Hope Springs Eternal at Hot Springs National Park, Arkansas
Shining Beneath a Layer of Impermanence, Hot Springs National Park

Story of Water Resources at Hot Springs National Park, Arkansas

Turtle talk any better


Local ecosystems evolve naturally to insure water quality.  A water system will suffer if land is developed without having a system for conserving it in place. Building roads and parking lots, cutting down forests, and re-routing water flow and drainage without regard to protecting water both  locally and downstream can have wide-spread effects on its supply, quality, and other characteristics.  Sustainable development and land protection are two strategies adopted in many communities.  For example, in my own community, Legacy Land Conservancy is protecting land vital to our water supply via conservation easements and strategic partnerships.  The water story is much more dramatic at Hot Springs and its telling may provoke further thought to something we often take for granted at home.

The mission of our National Parks is to protect and serve.  National Parks protect what is unique to them. So, Hot Springs National Park protects its unique water.  Water that is very old and doesn't stink. The minerals in it have been carbon-dated at 4,400 years old. (Imagine water falling in Arkansas when the pyramids were being built in Egypt.)  It doesn't stink like other hot springs because the water is heated by a geothermal gradient and not by volcanic magma.

Superior springs cap
  

The former equivalent of the U.S. Dept. of the Interior realized the importance of the springs early, in 1832, when the area around the springs became our nation's first "Reserve".  The water system appeared to be locked down until irony of ironies - truth be told through geology - its source had never been protected.

Geology

Fault
 

The rocks of the Ouachita Mountains were laid down undersea 356 million years ago.  The Zigzag section of them surrounding Hot Springs show the extremes of deformation from the colliding South American and African tectonic plates. Pressures and temperatures were high enough to melt and deform the rock. It folded into faults, some layers appear to be crushed tubes.  Rain and melt water soaked the ground and found its way more than 7,000 feet below the surface by following the cracks and fissures in the rock.  On its long journey back up the water cools to 143 degrees F, gushing out of the hot springs to the tune of 650,000 gallons/day.

When considering the first paragraph above, about water quality and supply,  one might ask, "Who cares about 4,000 year-old water?"  Well, geologists found that the heated water in the springs travels to the surface through an action similar to a trap in a sink. Water soaking into the ground today pushes the old stuff through the system. The effects of drought and less water soaking the ground during extreme rainfall are immediate.  During one six-month period of drought, the volume of water coming from the springs dropped from 700,000 gallons a day to 600,000 gallons a day.  And the temperature dropped because the water came back up more slowly, allowing it more time to cool.

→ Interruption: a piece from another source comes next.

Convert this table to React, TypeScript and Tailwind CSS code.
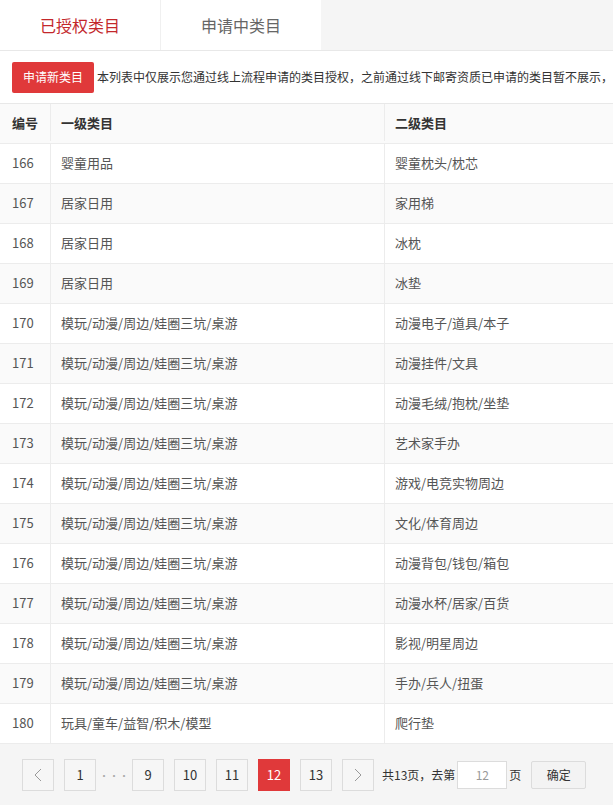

Indian Mountain stands a few miles away to the east.  A foresting company owned a vast section of it and maintained a healthy forest there.   All this time, the Hot Springs flowed continuously.  Everyone thought the National Park System protected the land surrounding its water supply.  Then, the foresting company sold off some of its land to a developer for constructing a mega church.  During construction a neighboring farmer complained about a significant rise in the temperature of his well water.  Geologists were called to investigate.

No one had realized that the water came from what geologists think today is a five-mile ribbon of ridge on Indian Mountain that had never been protected by the Park Service.  The recharge area, the source of hot springs water, is now known to be at risk from developers and a proposed highway bypass that would greatly impact water flow and drainage.  The Park service simply cannot afford to buy this land at today's prices.   The community realizes how dependent it is on tourism.  The Park is now partnering with conservation groups, working with the road commission, with developers to protect the mountain top, with local zoning boards to disallow water divergence, and with a conservancy to protect land through easements. 

Privet

A far greater threat to the Hot Springs, however, is climate change.  Shedding some light on how Hot Springs water supply is at risk through global warming may shed some light on what we see here at home. In Hot Springs National Park, AR, even in light of climate change, no effect on the overall amount of water is predicted.   Ideally, the perfect weather scenario would be a series of light, ground-soaking rains.   But with an increase in temperatures, there are fewer but heavier rain events with prolonged droughts in between.  Native ground cover suffers and invasive plants creep in.  Dry underbrush is vulnerable to fire.  Invasive vines, like honeysuckle and this privet shrub brought in from Asia, take fire up into the forest canopy and lead to hotter, more intense, and devastating fires.  Water runs off, taking top soils and plant matter that could have have directed the water downward.

When I reviewed this information with a friend, she remarked on how we all are part of a system that is running out of control. Depressing, huh?  Gee, I almost made a painting of those pretty privet shrub blossoms.  After I heard the climate change story, I decided not to celebrate it by painting it.  I certainly won't buy one for my garden, one whose flowers smell so sweet.  I can make myself feel better by telling these stories, turning my thermostat down, driving a little slower, riding my bike and walking more.  Something's better than nothing, right?